Veteran directors often take intergenerational squabbles as amongst their final subjects, but most express an oldie’s exasperation with, or incomprehension of, the ways of the new world, and few would have as much sympathy for the 19 year-old Karin as they would old-timers like Marianne and Johan. The women, as almost ever in Bergman, get a better deal. It’s Marianne who initiates the film’s one great rapprochement, between herself and Johan, and there is elsewhere a sad sense that men like Johan and Henrik are too fragile to be bearing such strong grudges; they’re like Grumpy Old Men without the comic relief or even the possibility of a happy ending. (Inevitably, it’s Marianne who brings about the touch that graces a hopeful coda.)
Saraband remains a chamber piece, rarely out-of-doors, but it’s a chamber piece of exceptional intimacy, full of rich, lingering close-ups. At times, it seems as though we are ourselves tucked up in bed with Johan and Marianne or Henrik and Karin, or getting drunk at the very same table as Karin and Marianne. In his last film, Bergman may finally have achieved the God’s-eye view that bothered him all these years: understanding, forgiving, even, but all-seeing nonetheless.
For his actors, certainly, there can be no hiding. The reliance on symmetry and asymmetry in performance styles, the give and take of scenes with only two people in them, means there simply isn’t room for false notes. You’d expect seasoned professionals like Ullmann and Josephson to be this understated and moving, but Ahlstedt is able to summon up ferocious, unexpected, convincing eruptions of long-suppressed bile from somewhere within his short, stout and decidedly avuncular frame, and the film has a real find in Dufvenius, who could have let the side down and left the precise dramatic structure wonky, yet manages to combine an airy, typically Scandinavian, youthful lightness with unshakeable, typically Bergman doubts about Karin’s situation.
Everybody appears privileged to be working from this screenplay, a vast repository of wit, in both the sense of knowledge and learning as well as the plainer sense of funny.
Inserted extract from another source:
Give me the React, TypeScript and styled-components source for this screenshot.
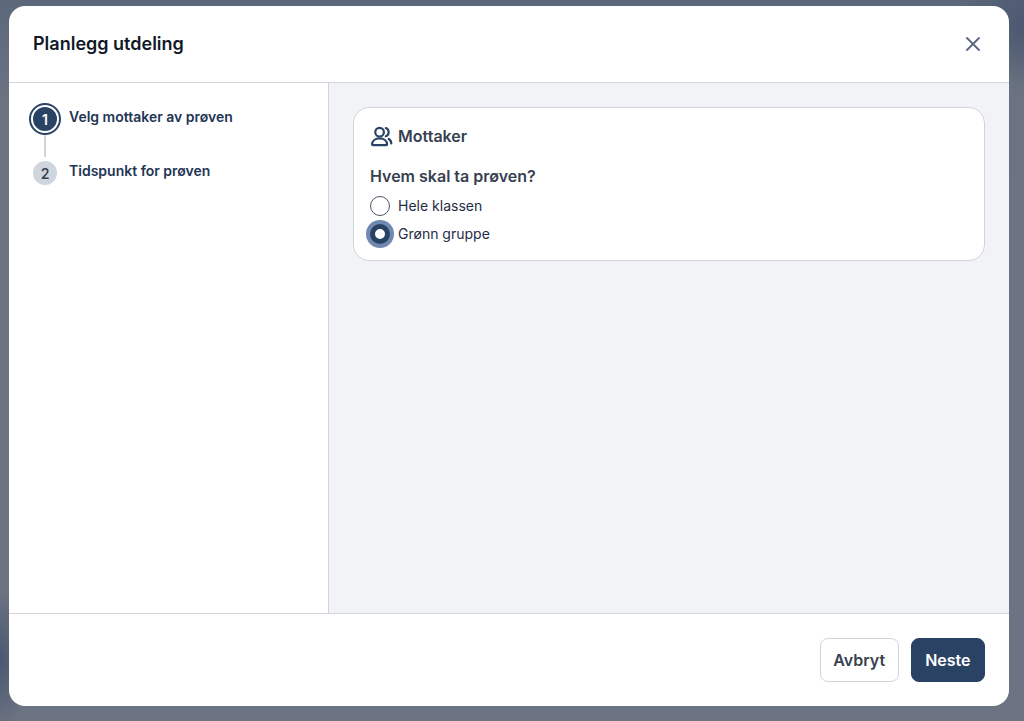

Saraband offers Bergman’s first lawyer gag: referring to Marianne’s profession of barrister, Johan suggests she “should be used to the world’s idiocy and repulsiveness”. And a line which might, in earlier Bergman, have been read with an impossible torturedness (“Whoever said damnation was supposed to be fun?”) is here leavened by a wry chuckle from Josephson that makes it easier to see Bergman’s influence on Woody Allen.
Yet, in the modern cinema, the filmmaker Saraband most recalls is Kieslowski. It has the same feeling as the ‘Three Colours’ trilogy, another final work: that of sacred text, bright guiding light before the darkness, cinema that demands a total reverence from its audience and then pays back that faith in intense, comic-dramatic, illuminating instalments.